## Hands-On: Measuring the divide instruction/operation throughput

We want to calculate the value of $$\pi$$ by numerically integrating a function:

$$\displaystyle\pi=\int\limits_0^1\frac{4}{1+x^2}\,\mathrm dx$$

We use a very simple rectangular integration scheme that works by summing up areas of rectangles centered around xi with a width of Δx and a height of f(xi):

int SLICES = 2000000000;double delta_x = 1.0/SLICES;for (int i=0; i < SLICES; i++) {
x = (i+0.5)*delta_x;
sum += (4.0 / (1.0 + x * x));
}
Pi = sum * delta_x;

You can find example programs in C and Fortran in the DIV folder.
For this exercise you need to employ the gcc compiler:
$module load gcc $ gcc -Ofast -march=skylake-avx512 -mprefer-vector-width=512 div.c -o div.exe
or:
\$ gfortran -Ofast -march=skylake-avx512 -mprefer-vector-width=512 div.f90 -o div.exe
This compiles the code with the largest possible SIMD width on this CPU (512 bit).
Make sure that your code actually computes an approximation to π, and look at the runtime and performance in MFlops/s as obtained on one core of the cluster. How many flops per cycle are performed? (Hint: the clock speed is fixed at 3.0 GHz)

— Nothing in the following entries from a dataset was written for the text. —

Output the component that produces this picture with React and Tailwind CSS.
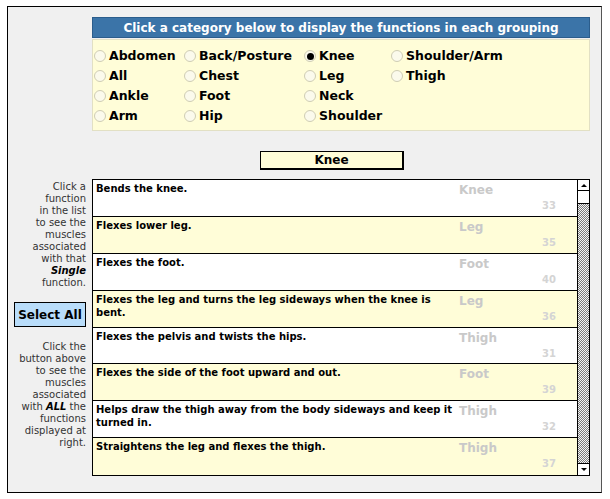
import React, { useState } from "react";

const FONT = "font-['DejaVu_Sans',Verdana,sans-serif]";

const categories = [
  ["Abdomen", "Back/Posture", "Knee", "Shoulder/Arm"],
  ["All", "Chest", "Leg", "Thigh"],
  ["Ankle", "Foot", "Neck", null],
  ["Arm", "Hip", "Shoulder", null],
];

const functions = [
  { text: "Bends the knee.", group: "Knee", id: 33 },
  { text: "Flexes lower leg.", group: "Leg", id: 35 },
  { text: "Flexes the foot.", group: "Foot", id: 40 },
  { text: "Flexes the leg and turns the leg sideways when the knee is bent.", group: "Leg", id: 36 },
  { text: "Flexes the pelvis and twists the hips.", group: "Thigh", id: 31 },
  { text: "Flexes the side of the foot upward and out.", group: "Foot", id: 39 },
  { text: "Helps draw the thigh away from the body sideways and keep it turned in.", group: "Thigh", id: 32 },
  { text: "Straightens the leg and flexes the thigh.", group: "Thigh", id: 37 },
];

function Radio({ checked }) {
  return (
    <span className="w-[12px] h-[12px] rounded-full border border-[#cfcdb4] bg-[#fbfaec] flex items-center justify-center shrink-0">
      {checked && <span className="w-[7px] h-[7px] rounded-full bg-black" />}
    </span>
  );
}

function Scrollbar() {
  return (
    <div className="w-[12px] border-l border-black flex flex-col bg-white">
      <div className="h-[11px] border-b border-black flex items-center justify-center">
        <span className="w-0 h-0 border-l-[3px] border-r-[3px] border-b-[3px] border-l-transparent border-r-transparent border-b-black" />
      </div>
      <div className="h-[13px] bg-white border-b border-black" />
      <div className="flex-1 bg-[repeating-conic-gradient(#7a7a7a_0_25%,#f4f4f4_0_50%)] bg-size-[2px_2px]" />
      <div className="h-[12px] border-t border-black flex items-center justify-center">
        <span className="w-0 h-0 border-l-[3px] border-r-[3px] border-t-[3px] border-l-transparent border-r-transparent border-t-black" />
      </div>
    </div>
  );
}

export default function App() {
  const [selected, setSelected] = useState("Knee");

  return (
    <div className={`w-[610px] h-[499px] bg-white pt-[6px] pl-[7px] ${FONT}`}>
      <div className="w-[595px] h-[487px] border border-black border-r-[#555] bg-[#f0f0f0] pt-[10px]">
        {/* category picker */}
        <div className="ml-[84px] w-[498px]">
          <div className="h-[21px] bg-[#3b74a8] border border-[#2b5d8c] text-white font-bold text-[12px] flex items-center justify-center">
            Click a category below to display the functions in each grouping
          </div>
          <div className="mt-[1px] h-[92px] bg-[#fffdd8] border border-[#e2e0c4] pt-[6px] pl-[1px]">
            {categories.map((row, r) => (
              <div key={r} className="grid grid-cols-[90px_120px_87px_1fr] h-[20px]">
                {row.map((c, i) =>
                  c ? (
                    <label
                      key={i}
                      onClick={() => setSelected(c)}
                      className="flex items-center gap-[3px] text-[12.5px] font-bold text-black cursor-pointer"
                    >
                      <Radio checked={selected === c} />
                      {c}
                    </label>
                  ) : (
                    <span key={i} />
                  )
                )}
              </div>
            ))}
          </div>
        </div>

        {/* selected category */}
        <div className="mt-[20px] ml-[252px] w-[144px] h-[19px] bg-[#fffdd8] border border-black border-r-2 border-b-2 flex items-center justify-center text-[12px] font-bold text-black">
          {selected}
        </div>

        <div className="mt-[9px] flex">
          {/* help column */}
          <div className="ml-[6px] w-[72px] text-right text-[10px] leading-[12px] text-[#333] pt-[2px]">
            <p>
              Click a<br />function<br />in the list<br />to see the<br />muscles<br />associated<br />with that<br />
              <b className="italic text-black">Single</b>
              <br />function.
            </p>
            <button className="mt-[13px] w-[72px] h-[25px] bg-[#b9ddfa] border border-black text-[12px] font-bold text-black">
              Select All
            </button>
            <p className="mt-[14px]">
              Click the<br />button above<br />to see the<br />muscles<br />associated<br />with <b className="italic text-black">ALL</b> the<br />functions<br />displayed at<br />right.
            </p>
          </div>

          {/* function list */}
          <div className="ml-[6px] w-[498px] h-[297px] border border-black flex">
            <div className="flex-1 flex flex-col">
              {functions.map((f, i) => (
                <div
                  key={f.id}
                  className={`h-[37px] flex ${i < functions.length - 1 ? "border-b border-black" : ""} ${
                    i % 2 ? "bg-[#fffdd8]" : "bg-white"
                  }`}
                >
                  <div className="w-[366px] pl-[3px] pt-[2px] text-[10px] leading-[13px] font-bold text-black">
                    {f.text}
                  </div>
                  <div className="flex-1 flex flex-col pr-[21px]">
                    <span className="text-[12px] font-bold text-[#c9c9c9] leading-[16px] pt-[2px]">{f.group}</span>
                    <span className="self-end text-[10px] font-bold text-[#d4d4d4] leading-[12px] mt-[2px]">{f.id}</span>
                  </div>
                </div>
              ))}
            </div>
            <Scrollbar />
          </div>
        </div>
      </div>
    </div>
  );
}
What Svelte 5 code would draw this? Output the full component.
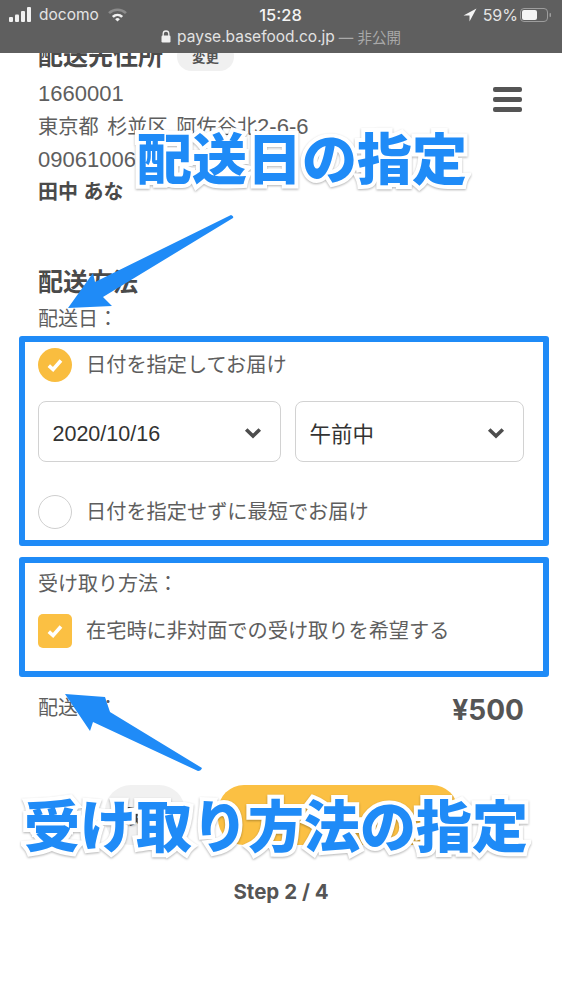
<script>
  const address = [
    { text: '1660001', tail: '', cls: 'num' },
    { text: '東京都 杉並区 阿佐谷北', tail: '2-6-6', cls: 'place' },
    { text: '09061006000', tail: '', cls: 'num' },
    { text: '田中 あな', tail: '', cls: 'name' }
  ];
</script>

<div class="page">
  <header class="bar">
    <div class="bar-top">
      <div class="carrier">
        <svg class="signal" viewBox="0 0 24 16" width="24" height="16" aria-hidden="true">
          <rect x="0" y="10" width="4" height="5" rx="1" />
          <rect x="6" y="7.5" width="4" height="7.5" rx="1" />
          <rect x="12" y="4" width="4" height="11" rx="1" />
          <rect x="18" y="0" width="4" height="15" rx="1" />
        </svg>
        <span>docomo</span>
        <svg viewBox="0 0 22 16" width="21" height="15" aria-hidden="true">
          <path d="M1 5.5a14.5 14.5 0 0 1 20 0l-2 2a11.6 11.6 0 0 0-16 0z" fill="#8b8b8b" />
          <path d="M5 9.5a9 9 0 0 1 12 0l-2 2a6 6 0 0 0-8 0z" fill="#f1f1f1" />
          <path d="M8.5 13a3.6 3.6 0 0 1 5 0L11 15.5z" fill="#f1f1f1" />
        </svg>
      </div>
      <div class="time">15:28</div>
      <div class="battery-wrap">
        <svg viewBox="0 0 14 14" width="14" height="14" aria-hidden="true">
          <path d="M13.5 0.5 L6.5 13.5 V7.5 H0.5 Z" fill="#f4f4f4" />
        </svg>
        <span>59%</span>
        <svg viewBox="0 0 32 16" width="32" height="16" aria-hidden="true">
          <rect x="0.5" y="1.5" width="27" height="13" rx="3.5" fill="none" stroke="#9d9d9d" />
          <rect x="2" y="3" width="15" height="10" rx="2" fill="#f4f4f4" />
          <rect x="29.5" y="6" width="1.5" height="4" rx="0.7" fill="#9d9d9d" />
        </svg>
      </div>
    </div>
    <div class="url">
      <svg viewBox="0 0 10 13" width="10" height="13" aria-hidden="true">
        <path d="M2.2 6V3.8a2.8 2.8 0 0 1 5.6 0V6" fill="none" stroke="#f0f0f0" stroke-width="1.3" />
        <rect x="0.5" y="5.5" width="9" height="7" rx="1.2" fill="#f0f0f0" />
      </svg>
      <span class="host">payse.basefood.co.jp</span>
      <span class="private">— 非公開</span>
    </div>
  </header>

  <button class="menu" aria-label="メニュー"><i></i><i></i><i></i></button>

  <main>
    <div class="section-head">
      <h2>配送先住所</h2>
      <span class="badge">変更</span>
    </div>
    <div class="address">
      {#each address as line}
        <p class={line.cls}>{line.text}{#if line.tail}<span class="tail">{line.tail}</span>{/if}</p>
      {/each}
    </div>

    <h2 class="method">配送方法</h2>
    <p class="label">配送日：</p>

    <section class="box date-box">
      <div class="option">
        <span class="radio on">
          <svg viewBox="0 0 16 14" width="18" height="16" aria-hidden="true"><path d="M2.5 7.5l3.8 3.5 7-8" fill="none" stroke="#fff" stroke-width="3.2" /></svg>
        </span>
        <span>日付を指定してお届け</span>
      </div>
      <div class="selects">
        <div class="select date">
          <span>2020/10/16</span>
          <svg viewBox="0 0 18 12" width="18" height="12" aria-hidden="true"><path d="M2.2 2.5L9 9l6.8-6.5" fill="none" stroke="#4d4d4d" stroke-width="3.6" /></svg>
        </div>
        <div class="select time-slot">
          <span>午前中</span>
          <svg viewBox="0 0 18 12" width="18" height="12" aria-hidden="true"><path d="M2.2 2.5L9 9l6.8-6.5" fill="none" stroke="#4d4d4d" stroke-width="3.6" /></svg>
        </div>
      </div>
      <div class="option second">
        <span class="radio"></span>
        <span>日付を指定せずに最短でお届け</span>
      </div>
    </section>

    <section class="box receive-box">
      <p class="label">受け取り方法：</p>
      <div class="option">
        <span class="check">
          <svg viewBox="0 0 16 14" width="18" height="16" aria-hidden="true"><path d="M2.5 7.5l3.8 3.5 7-8" fill="none" stroke="#fff" stroke-width="3.2" /></svg>
        </span>
        <span>在宅時に非対面での受け取りを希望する</span>
      </div>
    </section>

    <div class="fee">
      <span>配送料：</span>
      <strong>¥500</strong>
    </div>

    <div class="actions">
      <button class="back">戻る</button>
      <button class="next">次へ</button>
    </div>

    <p class="step">Step 2 / 4</p>
  </main>

  <svg class="arrows" viewBox="0 0 562 1000" width="562" height="1000" aria-hidden="true">
    <path d="M231 215 Q234 216 233 218 L103 297 L112 306 L68 308 L93 273 L95 282 Z" fill="#1f8bf7" />
    <path d="M202 768 Q201 771 198 771 L93 722 L90 731 L65 694 L105 697 L110 712 Z" fill="#1f8bf7" />
  </svg>

  <div class="note note-top">配送日の指定</div>
  <div class="note note-bottom">受け取り方法の指定</div>
</div>

<style>
  :global(body) {
    margin: 0;
    background: #fff;
  }

  .page {
    position: relative;
    width: 562px;
    height: 1000px;
    overflow: hidden;
    font-family: "Liberation Sans", "Noto Sans CJK JP", sans-serif;
    color: #5e5e5e;
  }

  p, h2 {
    margin: 0;
  }

  .bar {
    position: absolute;
    inset: 0 0 auto 0;
    height: 53px;
    background: #5f5f5f;
    color: #e4e4e4;
    font-family: Inter, "Noto Sans CJK JP", sans-serif;
    z-index: 2;
  }

  .bar-top {
    display: grid;
    grid-template-columns: 1fr auto 1fr;
    align-items: center;
    height: 29px;
    padding: 0 10px 0 9px;
    font-size: 15.5px;
  }

  .carrier, .battery-wrap {
    display: flex;
    align-items: center;
    gap: 6px;
  }

  .signal {
    fill: #f1f1f1;
  }

  .carrier span {
    margin-right: 2px;
  }

  .battery-wrap {
    justify-content: flex-end;
    gap: 6px;
  }

  .battery-wrap span {
    margin-right: -4px;
    font-size: 16px;
  }

  .time {
    font-size: 16.5px;
    font-weight: 500;
    color: #f4f4f4;
  }

  .url {
    display: flex;
    justify-content: center;
    align-items: center;
    gap: 6px;
    height: 14px;
    font-size: 15.5px;
    color: #e2e2e2;
  }

  .private {
    margin-left: -2px;
    color: #a9a9a9;
    font-size: 14.5px;
  }

  .menu {
    position: absolute;
    top: 87px;
    left: 493px;
    width: 29px;
    padding: 0;
    border: 0;
    background: none;
    display: flex;
    flex-direction: column;
    gap: 5.5px;
  }

  .menu i {
    display: block;
    height: 4.5px;
    border-radius: 2px;
    background: #555;
  }

  main {
    padding: 38px 38px 0;
  }

  h2 {
    font-size: 25px;
    font-weight: 700;
    line-height: 36px;
    color: #4a4a4a;
  }

  .section-head {
    display: flex;
    align-items: center;
    gap: 14px;
  }

  .badge {
    display: flex;
    align-items: center;
    justify-content: center;
    width: 57px;
    height: 29px;
    border-radius: 15px;
    background: #f0f0f0;
    font-size: 13.5px;
    font-weight: 700;
    color: #555;
  }

  .address {
    margin-top: 3px;
  }

  .address p {
    height: 33px;
    line-height: 33px;
    font-size: 20.2px;
    white-space: nowrap;
  }

  .address .place {
    word-spacing: 3px;
  }

  .address .tail {
    font-size: 22px;
  }

  .address .num {
    font-size: 22px;
  }

  .address .name {
    font-size: 20px;
    font-weight: 700;
    color: #4a4a4a;
  }

  .method {
    margin-top: 55px;
  }

  .label {
    font-size: 20px;
    line-height: 28px;
  }

  .box {
    margin-inline: -19px;
    border: 6px solid #1f8bf7;
    border-radius: 3px;
    padding: 0 18px 0 13px;
    box-sizing: border-box;
    width: 530px;
  }

  main > .label {
    margin-top: 5px;
  }

  .date-box {
    margin-top: 3px;
    height: 210px;
  }

  .option {
    display: flex;
    align-items: center;
    gap: 14px;
    font-size: 20.2px;
    line-height: 34px;
    white-space: nowrap;
  }

  .date-box > .option:first-child {
    margin-top: 6px;
  }

  .radio {
    flex: none;
    display: flex;
    align-items: center;
    justify-content: center;
    box-sizing: border-box;
    width: 34px;
    height: 34px;
    border-radius: 50%;
    border: 1.5px solid #cfcfcf;
  }

  .radio.on {
    border: 0;
    background: #f9bd3f;
  }

  .check {
    flex: none;
    display: flex;
    align-items: center;
    justify-content: center;
    width: 34px;
    height: 34px;
    border-radius: 5px;
    background: #fbc043;
  }

  .selects {
    display: flex;
    gap: 14px;
    margin-top: 19px;
  }

  .select {
    display: flex;
    align-items: center;
    justify-content: space-between;
    box-sizing: border-box;
    height: 61px;
    padding: 2px 18px 0 13.5px;
    border: 1.5px solid #d2d2d2;
    border-radius: 8px;
    font-size: 21.5px;
    color: #333;
  }

  .select.date {
    width: 243px;
  }

  .select.date span {
    margin-top: 3px;
  }

  .select.time-slot {
    width: 229px;
  }

  .option.second {
    margin-top: 33px;
  }

  .receive-box {
    margin-top: 11px;
    height: 120px;
    padding-top: 7px;
  }

  .receive-box .option {
    margin-top: 16px;
  }

  .fee {
    display: flex;
    justify-content: space-between;
    align-items: center;
    margin-top: 11px;
    height: 36px;
    font-size: 20px;
  }

  .fee strong {
    font-family: Inter, sans-serif;
    font-size: 28px;
    color: #555;
    margin-top: 7px;
  }

  .actions {
    display: flex;
    gap: 33px;
    margin: 61px 0 0 67px;
  }

  .actions button {
    height: 60px;
    border: 0;
    padding: 0;
    font: 700 20px "Liberation Sans", "Noto Sans CJK JP", sans-serif;
    color: #444;
  }

  .back {
    width: 80px;
    border-radius: 26px;
    background: #f1f1f1;
  }

  .next {
    width: 240px;
    border-radius: 26px;
    background: #fbc043;
  }

  .step {
    margin-top: 30px;
    text-align: center;
    font-family: Inter, sans-serif;
    font-size: 20.5px;
    font-weight: 700;
    color: #555;
    line-height: 34px;
  }

  .arrows {
    position: absolute;
    inset: 0;
    z-index: 3;
    pointer-events: none;
  }

  .note {
    position: absolute;
    left: 0;
    width: 562px;
    text-align: center;
    z-index: 4;
    font-family: "Noto Sans CJK JP", sans-serif;
    font-weight: 900;
    line-height: 70px;
    white-space: nowrap;
    color: #1f8bf7;
    -webkit-text-stroke: 8px #fff;
    paint-order: stroke fill;
    filter: drop-shadow(0 1px 1px rgba(0, 0, 0, 0.3));
  }

  .note-top {
    top: 120px;
    font-size: 55px;
    text-indent: 42px;
  }

  .note-bottom {
    top: 788px;
    font-size: 56px;
    text-indent: -10px;
  }
</style>
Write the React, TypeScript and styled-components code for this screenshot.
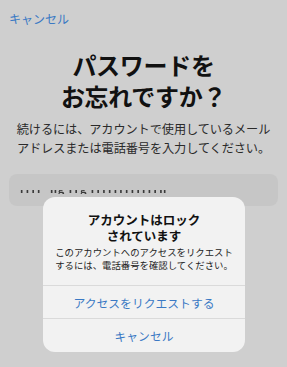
import React from 'react';
import styled, { createGlobalStyle } from 'styled-components';

const GlobalStyle = createGlobalStyle`
    html, body {
        margin: 0;
        padding: 0;
        background: #cfcfcf;
    }
    body {
        font-family: 'Noto Sans CJK JP', 'Noto Sans', sans-serif;
        -webkit-font-smoothing: antialiased;
    }
`;

export default function App() {
    return (
        <>
            <GlobalStyle />
            <StyledScreen>
                <TopBar>
                    <TextLink>キャンセル</TextLink>
                </TopBar>
                <Title>
                    パスワードを
                    <br />
                    お忘れですか？
                </Title>
                <Lead>
                    続けるには、アカウントで使用しているメール
                    <br />
                    アドレスまたは電話番号を入力してください。
                </Lead>
                <Field>
                    <FieldClip>
                        <span>rrrr_ng rrg rrrrrrrrrrrrn</span>
                    </FieldClip>
                </Field>
                <Alert role="alertdialog">
                    <AlertBody>
                        <AlertTitle>
                            アカウントはロック
                            <br />
                            されています
                        </AlertTitle>
                        <AlertMessage>
                            このアカウントへのアクセスをリクエスト
                            <br />
                            するには、電話番号を確認してください。
                        </AlertMessage>
                    </AlertBody>
                    <AlertButton>アクセスをリクエストする</AlertButton>
                    <AlertButton last>キャンセル</AlertButton>
                </Alert>
            </StyledScreen>
        </>
    );
}

const StyledScreen = styled.main`
    position: relative;
    width: 287px;
    height: 367px;
    overflow: hidden;
    display: flex;
    flex-direction: column;
    background: #cfcfcf;
`;

const TopBar = styled.div`
    display: flex;
    padding: 10px 9px 0;
    height: 20px;
`;

const TextLink = styled.span`
    font-size: 12px;
    line-height: 18px;
    color: #3a79c4;
`;

const Title = styled.h1`
    margin: 19px 0 0;
    text-align: center;
    font-size: 24px;
    line-height: 31px;
    font-weight: 700;
    color: #111;
    letter-spacing: -0.3px;
`;

const Lead = styled.p`
    margin: 9px 0 0;
    text-align: center;
    font-size: 12.2px;
    line-height: 19px;
    color: #2a2a2a;
    letter-spacing: -0.1px;
`;

const Field = styled.div`
    margin: 16px 9px 0;
    height: 32px;
    border-radius: 8px;
    background: #c6c6c6;
    display: flex;
    align-items: center;
    padding: 0 11px;
`;

const FieldClip = styled.div`
    height: 4px;
    margin-top: 4px;
    overflow: hidden;
    display: flex;
    align-items: flex-end;

    span {
        font-size: 11px;
        line-height: 11px;
        font-weight: 700;
        color: #3a3a3a;
        letter-spacing: 0.9px;
        white-space: nowrap;
        filter: blur(0.3px);
    }
`;

const Alert = styled.section`
    position: absolute;
    left: 43px;
    top: 197px;
    width: 202px;
    border-radius: 12px;
    background: #f2f2f2;
    overflow: hidden;
    display: flex;
    flex-direction: column;
`;

const AlertBody = styled.div`
    padding: 15px 10px 13px;
    text-align: center;
`;

const AlertTitle = styled.h2`
    margin: 0;
    font-size: 12.5px;
    line-height: 16px;
    font-weight: 700;
    color: #111;
`;

const AlertMessage = styled.p`
    margin: 2px 0 0;
    font-size: 9.4px;
    line-height: 13px;
    color: #222;
`;

const AlertButton = styled.button<{ last?: boolean }>`
    height: ${({ last }) => (last ? '34px' : '33px')};
    border: 0;
    border-top: 1px solid #dadada;
    background: transparent;
    font-family: inherit;
    font-size: 11.8px;
    color: #3a79c4;
    padding: 0;
    cursor: pointer;
`;
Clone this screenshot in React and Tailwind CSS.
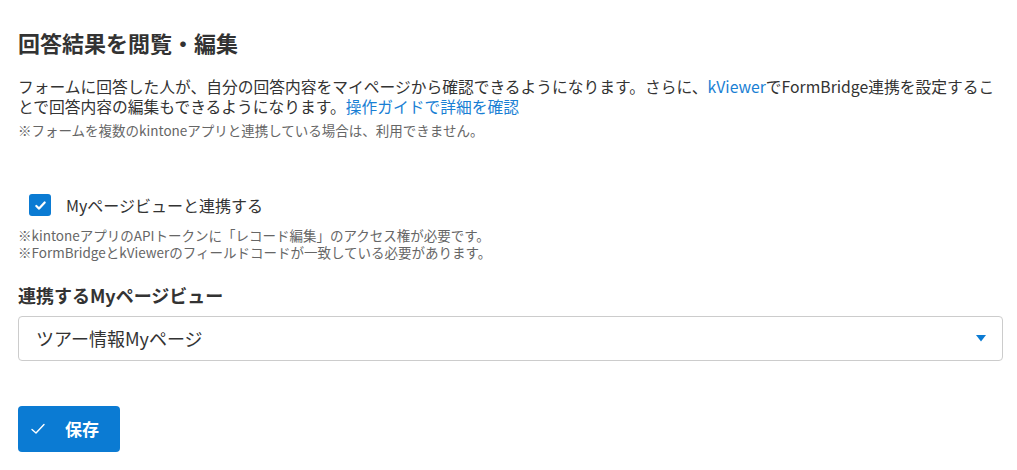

1. Assuming that the divide instruction dominates the runtime of the code (and everything else is hidden behind the divides), can you estimate the inverse throughput (i.e., the number of operations per cycle) for a divide operation in CPU cycles?
2. Now compile successively with the following architecture options:

-march=broadwell
-march=nehalem
-march=nehalem -fno-tree-vectorize
These produce AVX2, SSE, and scalar code, respectively.

How does the divide throughput change? Did you expect this result?